In practice it helps to add a tiny amount of noise to $Y_0:$ this will deal with the more difficult situations such as when $X$ has only two values and one of them is rare. As an example, I have added a little bit of uniform noise to a Normally generated $X$ and carried out the preceding construction (viewing the values as an empirical probability distribution). Here are the scatterplots:
It is clear what's going on: Because $Y$ parallels $X,$ $X$ and $Y$ are (strongly positively) correlated, as shown in the middle top and middle left panels.

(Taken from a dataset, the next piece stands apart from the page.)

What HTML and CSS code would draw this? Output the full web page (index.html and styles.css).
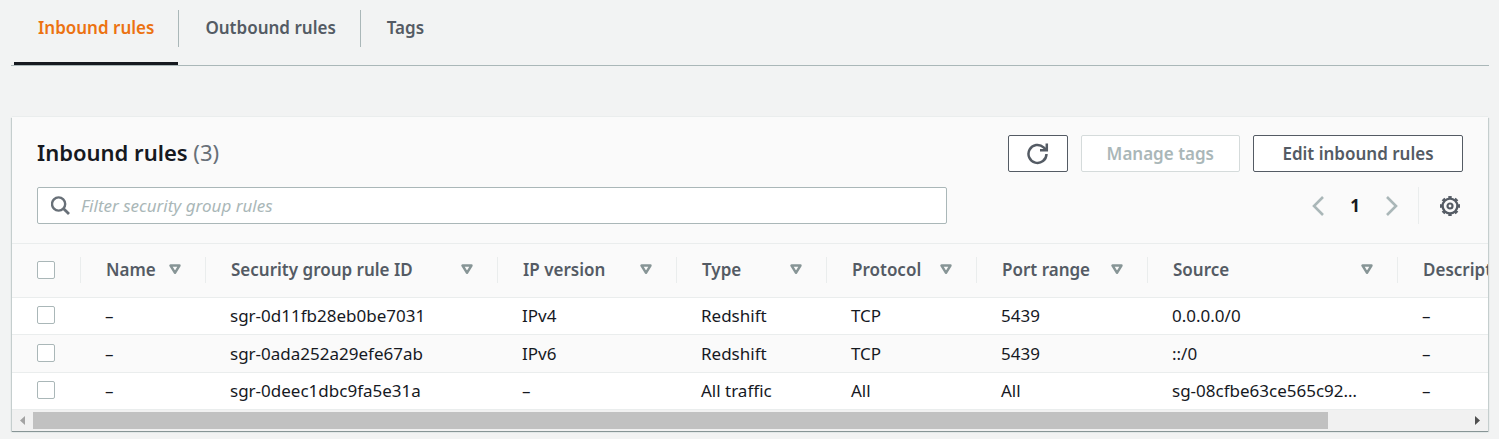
FILE: index.html
```html
<!DOCTYPE html>
<html lang="en">
<head>
<meta charset="utf-8">
<title>Inbound rules</title>
<link rel="stylesheet" href="styles.css">
</head>
<body>
<svg class="sprite" aria-hidden="true">
  <symbol id="sort" viewBox="0 0 12 11"><path d="M1.500 1.500h9L6 8.800z" fill="none" stroke="currentColor" stroke-width="2.4" stroke-linejoin="round"/></symbol>
</svg>
<nav class="tabs">
  <a class="tab tab-active" href="#inbound"><span class="tab-label">Inbound rules</span></a>
  <a class="tab" href="#outbound"><span class="tab-label">Outbound rules</span></a>
  <a class="tab" href="#tags"><span class="tab-label">Tags</span></a>
</nav>
<main class="panel" id="inbound">
  <header class="panel-header">
    <div class="title-row">
      <h2 class="title">Inbound rules <span class="count">(3)</span></h2>
      <div class="actions">
        <button class="button button-icon" type="button" aria-label="Refresh">
          <svg width="22" height="22" viewBox="0 0 22 22" fill="none" stroke="currentColor" stroke-width="2.5"><path d="M19.500 11A9 9 0 1 1 16.600 4.300L19 6.600"/><path d="M19.800 .6v6.700H13"/></svg>
        </button>
        <button class="button" type="button" disabled>Manage tags</button>
        <button class="button button-wide" type="button">Edit inbound rules</button>
      </div>
    </div>
    <div class="filter-row">
      <label class="filter">
        <svg width="20" height="20" viewBox="0 0 20 20" fill="none" stroke="currentColor" stroke-width="2.4"><circle cx="7.600" cy="8" r="6.600"/><path d="M12.400 12.600l5.600 5.400" stroke-width="2.800"/></svg>
        <input class="filter-input" type="text" placeholder="Filter security group rules" aria-label="Filter security group rules">
      </label>
      <div class="pager">
        <button class="plain arrow" type="button" aria-label="Previous page"><svg width="12" height="20" viewBox="0 0 12 20" fill="none" stroke="currentColor" stroke-width="2.600"><path d="M11 1L2 10l9 9"/></svg></button>
        <button class="plain page" type="button">1</button>
        <button class="plain arrow" type="button" aria-label="Next page"><svg width="12" height="20" viewBox="0 0 12 20" fill="none" stroke="currentColor" stroke-width="2.600"><path d="M1 1l9 9-9 9"/></svg></button>
        <div class="settings">
          <button class="plain" type="button" aria-label="Preferences"><svg width="22" height="22" viewBox="0 0 22 22" fill="none" stroke="currentColor"><circle cx="11" cy="11" r="7.400" stroke-width="2.400"/><circle cx="11" cy="11" r="9" stroke-width="2" pathLength="80" stroke-dasharray="5 5" stroke-dashoffset="2.500"/><circle cx="11" cy="11" r="2.500" stroke-width="2.200"/></svg></button>
        </div>
      </div>
    </div>
  </header>
  <div class="table-view">
    <table class="rules">
      <colgroup><col class="c-check"><col class="c-name"><col class="c-id"><col class="c-ip"><col class="c-type"><col class="c-type"><col class="c-port"><col class="c-wide"><col class="c-wide"></colgroup>
      <thead>
        <tr>
          <th><div class="head"><input class="check" type="checkbox" aria-label="Select all rules"></div></th>
          <th><div class="head">Name<svg class="sort"><use href="#sort"/></svg></div></th>
          <th><div class="head">Security group rule ID<svg class="sort"><use href="#sort"/></svg></div></th>
          <th><div class="head">IP version<svg class="sort"><use href="#sort"/></svg></div></th>
          <th><div class="head">Type<svg class="sort"><use href="#sort"/></svg></div></th>
          <th><div class="head">Protocol<svg class="sort"><use href="#sort"/></svg></div></th>
          <th><div class="head">Port range<svg class="sort"><use href="#sort"/></svg></div></th>
          <th><div class="head">Source<svg class="sort"><use href="#sort"/></svg></div></th>
          <th><div class="head">Description<svg class="sort"><use href="#sort"/></svg></div></th>
        </tr>
      </thead>
      <tbody>
        <tr><td><input class="check" type="checkbox" aria-label="Select sgr-0d11fb28eb0be7031"></td><td>–</td><td>sgr-0d11fb28eb0be7031</td><td>IPv4</td><td>Redshift</td><td>TCP</td><td>5439</td><td>0.0.0.0/0</td><td>–</td></tr>
        <tr><td><input class="check" type="checkbox" aria-label="Select sgr-0ada252a29efe67ab"></td><td>–</td><td>sgr-0ada252a29efe67ab</td><td>IPv6</td><td>Redshift</td><td>TCP</td><td>5439</td><td>::/0</td><td>–</td></tr>
        <tr><td><input class="check" type="checkbox" aria-label="Select sgr-0deec1dbc9fa5e31a"></td><td>–</td><td>sgr-0deec1dbc9fa5e31a</td><td>–</td><td>All traffic</td><td>All</td><td>All</td><td>sg-08cfbe63ce565c92…</td><td>–</td></tr>
      </tbody>
    </table>
  </div>
  <div class="scrollbar" aria-hidden="true">
    <svg width="21" height="17" viewBox="0 0 21 17"><path d="M13 4v9L8 8.500z" fill="#a3a3a3"/></svg>
    <div class="track"><div class="thumb"></div></div>
    <svg width="21" height="17" viewBox="0 0 21 17"><path d="M8 4v9l5-4.500z" fill="#505050"/></svg>
  </div>
</main>
</body>
</html>
```
FILE: styles.css
```css
* { box-sizing: border-box; }
body {
  margin: 0;
  padding: 0 11px 8px 12px;
  background: #f2f3f3;
  color: #16191f;
  font: 17px/24px "Noto Sans", "Open Sans", sans-serif;
}
button, input { font: inherit; }
svg { display: block; flex: none; }
.sprite { position: absolute; width: 0; height: 0; }

.tabs {
  display: flex;
  margin: 0 -1px;
  padding: 10px 0 0 3px;
  border-bottom: 1px solid #aab7b8;
}
.tab {
  padding-bottom: 15px;
  border-bottom: 3px solid transparent;
  color: #545b64;
  font-weight: 600;
  text-decoration: none;
}
.tab-active { color: #ec7211; border-bottom-color: #16191f; }
.tab-label {
  display: block;
  padding: 6px 24px 7px;
  line-height: 24px;
}
.tab + .tab .tab-label { padding-left: 26px; border-left: 1px solid #aab7b8; }

.panel {
  margin-top: 51px;
  background: #fafafa;
  box-shadow: 0 1px 0 #879596, 1px 1px 1px #c5cece, -1px 1px 1px #c5cece, 0 -1px 0 #eaeded;
}
.panel-header { padding: 18px 25px 19px; }
.title-row, .filter-row {
  display: flex;
  align-items: center;
  justify-content: space-between;
}
.title-row { align-items: flex-start; }
.title { margin: 0; font-size: 22px; line-height: 34px; font-weight: 600; }
.count { color: #687078; font-weight: 400; }
.actions { display: flex; gap: 13px; }
.button {
  height: 37px;
  padding: 0 25px;
  border: 1px solid #545b64;
  border-radius: 2px;
  background: #fff;
  color: #545b64;
  font-weight: 600;
}
.button-icon { padding: 0 18px; }
.button-wide { min-width: 210px; }
.button:disabled { border-color: #d5dbdb; color: #aab7b8; }
.filter-row { margin-top: 15px; gap: 24px; }
.filter {
  display: flex;
  align-items: center;
  flex: 0 1 910px;
  height: 37px;
  padding-left: 13px;
  gap: 10px;
  border: 1px solid #aab7b8;
  border-radius: 2px;
  background: #fff;
  color: #687078;
}
.filter-input {
  flex: 1;
  min-width: 0;
  padding: 0;
  border: 0;
  outline: 0;
  background: none;
}
.filter-input::placeholder { color: #aab7b8; font-style: italic; opacity: 1; }
.pager { display: flex; align-items: center; }
.plain { padding: 0; border: 0; background: none; color: #545b64; }
.plain.arrow { color: #aab7b8; }
.plain.page { width: 62px; color: #16191f; font-weight: 700; }
.settings {
  display: flex;
  align-items: center;
  height: 37px;
  margin-left: 20px;
  padding: 0 2px 0 20px;
  border-left: 1px solid #eaeded;
}

.table-view { overflow: hidden; border-top: 1px solid #eaeded; }
.rules { width: 1636px; table-layout: fixed; border-collapse: separate; border-spacing: 0; }
.c-check { width: 69px; }
.c-name { width: 125px; }
.c-id { width: 292px; }
.c-ip { width: 179px; }
.c-type { width: 150px; }
.c-port { width: 171px; }
.c-wide { width: 250px; }
th, td { padding: 0; text-align: left; white-space: nowrap; border-bottom: 1px solid #eaeded; }
th { height: 54px; padding-bottom: 2px; color: #545b64; font-weight: 600; }
.head {
  display: flex;
  align-items: center;
  justify-content: space-between;
  height: 26px;
  padding: 0 24px 0 25px;
  border-right: 1px solid #eaeded;
}
.sort { width: 12px; height: 11px; color: #879596; }
td { height: 37px; padding-left: 24px; background: #fff; }
td:first-child { padding: 0 0 2px 25px; }
tbody tr:nth-child(even) td { height: 38px; background: #fafafa; }
.check {
  appearance: none;
  display: block;
  width: 18px;
  height: 18px;
  margin: 0;
  border: 1px solid #aab7b8;
  border-radius: 2px;
  background: #fff;
}
.scrollbar {
  display: flex;
  padding: 2px 0;
  background: #f1f1f1;
}
.track { flex: 1; }
.thumb { width: 90.3%; height: 17px; background: #c1c1c1; }
```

But because $Y$ has been suitably centered (that's the role of $\eta$), the relation between $Y$ and $XY$ is parabolic, with arms just balancing one another out to assure zero correlation: that is what the middle bottom and middle right panels show. (The other two panels in the upper right and lower left corners are irrelevant.)
This is the R
code that generated the figure.
#
# Generate a random variable.
# (This is an empirical distribution).
#
# x <- rbinom(1e4, 1, 9/10) # A difficult test
x <- rnorm(1e3)
#
# Find Y.
#
eps <- diff(range(x)) * 1e-1
y <- x + runif(length(x), -eps, eps)
y <- y - mean(y)
eta <- -mean(x*y^2) / mean(x*y)
y <- y + eta
#
# Exhibit the correlation coefficients as a check.
#
zapsmall(c(`rho(x,y)`=cor(x,y), `rho(xy,y)`=cor(x*y, y)))
#
# Display the scatterplots.
#
pairs(cbind(X=x, Y=y, XY=x*y), pch=19, cex=.8, col="#00000010")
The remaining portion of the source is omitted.